WHEN-ISSUED SECURITIES
The Fund may purchase securities on a 'when-issued' basis. New issues of certain
debt securities are often offered on a when-issued basis, meaning that the
payment obligation and the interest rate are fixed at the time the buyer enters
into the commitment, but delivery and payment for the securities normally takes
place after the date of the commitment to purchase. The value of when-issued
securities may vary prior to and after delivery depending on market conditions
and changes in interest rate levels. However, the Fund will not accrue any
income on these securities prior to delivery. The Fund will maintain in a
segregated account with its Custodian an amount of cash or high quality debt
securities equal (on a daily marked-to-market basis) to the amount of its
commitment to purchase the when-issued securities.

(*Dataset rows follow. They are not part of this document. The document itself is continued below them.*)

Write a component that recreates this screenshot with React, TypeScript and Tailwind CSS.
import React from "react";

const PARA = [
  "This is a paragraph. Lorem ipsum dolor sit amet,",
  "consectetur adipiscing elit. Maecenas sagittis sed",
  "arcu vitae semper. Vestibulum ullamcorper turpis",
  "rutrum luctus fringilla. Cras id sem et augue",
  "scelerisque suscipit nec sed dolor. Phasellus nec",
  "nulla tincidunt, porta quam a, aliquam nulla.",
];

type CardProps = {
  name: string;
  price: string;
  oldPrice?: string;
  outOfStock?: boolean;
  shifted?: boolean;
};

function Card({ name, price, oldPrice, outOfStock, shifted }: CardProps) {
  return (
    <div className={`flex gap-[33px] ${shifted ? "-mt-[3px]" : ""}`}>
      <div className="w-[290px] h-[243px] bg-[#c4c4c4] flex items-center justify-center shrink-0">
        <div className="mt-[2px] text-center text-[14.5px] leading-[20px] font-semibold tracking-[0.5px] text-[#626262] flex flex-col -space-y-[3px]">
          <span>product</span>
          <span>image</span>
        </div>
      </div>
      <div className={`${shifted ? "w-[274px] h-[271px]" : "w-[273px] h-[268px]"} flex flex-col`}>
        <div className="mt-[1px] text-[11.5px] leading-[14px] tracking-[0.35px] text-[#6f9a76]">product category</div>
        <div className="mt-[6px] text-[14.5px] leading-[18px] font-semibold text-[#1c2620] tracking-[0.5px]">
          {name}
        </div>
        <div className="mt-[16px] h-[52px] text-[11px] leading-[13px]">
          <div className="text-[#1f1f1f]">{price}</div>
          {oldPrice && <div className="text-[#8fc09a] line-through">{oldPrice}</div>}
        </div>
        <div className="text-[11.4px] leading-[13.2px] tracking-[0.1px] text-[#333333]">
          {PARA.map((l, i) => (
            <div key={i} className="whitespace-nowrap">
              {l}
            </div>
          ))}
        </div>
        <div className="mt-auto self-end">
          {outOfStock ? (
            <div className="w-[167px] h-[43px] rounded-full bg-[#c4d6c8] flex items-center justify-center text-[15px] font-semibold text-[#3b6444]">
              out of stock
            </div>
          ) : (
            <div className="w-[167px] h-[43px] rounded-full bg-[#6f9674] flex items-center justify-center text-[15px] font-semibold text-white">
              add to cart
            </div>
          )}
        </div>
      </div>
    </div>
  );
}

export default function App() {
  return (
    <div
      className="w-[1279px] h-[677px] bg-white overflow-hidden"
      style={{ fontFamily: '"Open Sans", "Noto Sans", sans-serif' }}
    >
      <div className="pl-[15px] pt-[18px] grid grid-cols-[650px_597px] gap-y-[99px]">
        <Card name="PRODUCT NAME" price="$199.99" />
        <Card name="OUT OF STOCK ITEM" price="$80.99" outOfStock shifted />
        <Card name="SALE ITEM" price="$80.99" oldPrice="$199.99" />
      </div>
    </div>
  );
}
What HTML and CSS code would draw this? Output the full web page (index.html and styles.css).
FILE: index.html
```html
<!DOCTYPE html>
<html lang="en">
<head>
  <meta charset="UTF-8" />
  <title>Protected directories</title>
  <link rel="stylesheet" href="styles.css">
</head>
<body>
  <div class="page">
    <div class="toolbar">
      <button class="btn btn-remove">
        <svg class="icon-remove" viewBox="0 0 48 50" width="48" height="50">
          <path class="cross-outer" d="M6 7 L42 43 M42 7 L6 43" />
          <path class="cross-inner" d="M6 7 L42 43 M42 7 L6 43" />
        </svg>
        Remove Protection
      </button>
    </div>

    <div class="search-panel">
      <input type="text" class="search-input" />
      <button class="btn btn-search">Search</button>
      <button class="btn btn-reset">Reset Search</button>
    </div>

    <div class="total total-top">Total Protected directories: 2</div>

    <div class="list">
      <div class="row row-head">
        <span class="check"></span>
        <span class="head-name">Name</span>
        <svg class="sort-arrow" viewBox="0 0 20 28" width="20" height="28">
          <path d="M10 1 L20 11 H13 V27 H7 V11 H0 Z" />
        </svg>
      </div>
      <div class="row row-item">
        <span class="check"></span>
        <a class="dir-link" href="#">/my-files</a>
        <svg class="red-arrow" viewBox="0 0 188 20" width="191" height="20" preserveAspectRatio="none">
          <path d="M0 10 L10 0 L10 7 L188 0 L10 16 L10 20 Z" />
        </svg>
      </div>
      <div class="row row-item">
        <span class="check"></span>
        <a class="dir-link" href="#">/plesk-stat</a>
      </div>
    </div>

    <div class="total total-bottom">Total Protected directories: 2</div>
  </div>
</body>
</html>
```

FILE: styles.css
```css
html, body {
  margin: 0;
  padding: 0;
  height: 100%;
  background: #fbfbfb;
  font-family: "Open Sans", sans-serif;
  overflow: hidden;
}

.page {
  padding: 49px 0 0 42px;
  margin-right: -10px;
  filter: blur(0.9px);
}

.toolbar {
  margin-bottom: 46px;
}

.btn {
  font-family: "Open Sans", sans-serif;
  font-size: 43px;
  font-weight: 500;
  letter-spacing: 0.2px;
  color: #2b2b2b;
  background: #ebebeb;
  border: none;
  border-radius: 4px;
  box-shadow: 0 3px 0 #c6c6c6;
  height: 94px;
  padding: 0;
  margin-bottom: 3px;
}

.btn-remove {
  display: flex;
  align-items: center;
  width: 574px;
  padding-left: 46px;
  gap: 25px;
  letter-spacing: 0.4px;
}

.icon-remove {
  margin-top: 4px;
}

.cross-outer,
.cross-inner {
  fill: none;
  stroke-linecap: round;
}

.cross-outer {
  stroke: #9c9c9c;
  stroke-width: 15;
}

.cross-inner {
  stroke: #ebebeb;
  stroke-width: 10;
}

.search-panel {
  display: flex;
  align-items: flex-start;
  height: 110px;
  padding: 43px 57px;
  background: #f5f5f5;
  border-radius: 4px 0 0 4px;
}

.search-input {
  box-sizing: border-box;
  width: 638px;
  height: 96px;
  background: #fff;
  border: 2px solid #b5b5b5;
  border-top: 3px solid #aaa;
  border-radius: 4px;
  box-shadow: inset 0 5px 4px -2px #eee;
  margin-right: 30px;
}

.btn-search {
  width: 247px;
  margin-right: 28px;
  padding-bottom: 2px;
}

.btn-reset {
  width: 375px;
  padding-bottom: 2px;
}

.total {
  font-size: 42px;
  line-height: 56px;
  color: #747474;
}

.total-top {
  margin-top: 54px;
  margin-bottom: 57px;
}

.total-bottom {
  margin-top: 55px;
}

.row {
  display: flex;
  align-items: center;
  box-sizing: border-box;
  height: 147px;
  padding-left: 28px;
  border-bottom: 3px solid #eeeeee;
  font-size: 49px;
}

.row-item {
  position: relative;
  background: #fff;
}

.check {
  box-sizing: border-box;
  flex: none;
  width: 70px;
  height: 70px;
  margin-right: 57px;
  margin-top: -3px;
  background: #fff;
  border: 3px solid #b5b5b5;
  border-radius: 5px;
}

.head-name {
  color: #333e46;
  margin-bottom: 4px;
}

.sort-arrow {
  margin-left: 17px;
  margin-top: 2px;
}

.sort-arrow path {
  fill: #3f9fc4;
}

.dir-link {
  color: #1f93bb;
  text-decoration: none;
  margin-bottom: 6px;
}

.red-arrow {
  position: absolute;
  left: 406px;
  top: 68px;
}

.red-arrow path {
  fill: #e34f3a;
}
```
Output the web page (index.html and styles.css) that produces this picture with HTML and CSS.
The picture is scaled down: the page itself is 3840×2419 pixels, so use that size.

LOANS OF PORTFOLIO SECURITIES
The Fund may lend to broker-dealers or U.S. banks portfolio securities with an
aggregate market value of up to one-third of its total assets. Such loans must
be secured by collateral (consisting of any combination of cash, U.S. Government
securities, or irrevocable letters of credit) in an amount at least equal (on a
daily marked-to-market basis) to the current market value of the securities
loaned. The Fund may terminate the loans at any time and obtain the return of
the securities loaned within five business days. The Fund will continue to
receive any interest or dividends paid on the loaned securities and will
continue to have voting rights with respect to the securities. It should be
noted that in connection with the lending of its portfolio securities, the Fund
is exposed to the risk of delay in recovery of the securities loaned or possible
loss of rights in the collateral should the borrower become insolvent. In
determining whether to lend securities, the Investment Manager will consider all
relevant facts and circumstances including the creditworthiness of the borrower.
In the event that the borrower defaults on its obligation to return borrowed
securities, because of insolvency or otherwise, the Fund could experience delays
and costs in gaining access to the collateral and could suffer a loss to the
extent that the value of collateral falls below the market value of the borrowed
securities.
EURODOLLAR AND YANKEE OBLIGATIONS
The Fund may invest in dollar-denominated obligations of foreign branches of
domestic banks ('Eurodollar obligations') and dollar-denominated obligations of
domestic branches of foreign banks ('Yankee obligations'). These investments may
involve risks that are different in some respects from investments in
obligations of domestic branches of domestic banks. Such investment risks may
include future political and economic developments, the possible imposition of
withholding taxes on interest income payable on the Eurodollar and Yankee
obligations held by the Fund, possible seizure or nationalization, and the
possible establishment of exchange controls or the adoption of other foreign
government laws and restrictions applicable to the payment of Eurodollar and
Yankee obligations which might adversely affect the payment of principal and
interest.
PURCHASE OF SHARES
Shares of the Fund are offered on a continuous basis at the net asset value only
to separate accounts of insurance companies to serve as the underlying
investment vehicle for both variable annuity and variable life insurance
contracts. Individuals may not purchase shares directly from the Fund. Please
read the prospectus of the insurance company Separate Account for more
information on the purchase of Fund Shares.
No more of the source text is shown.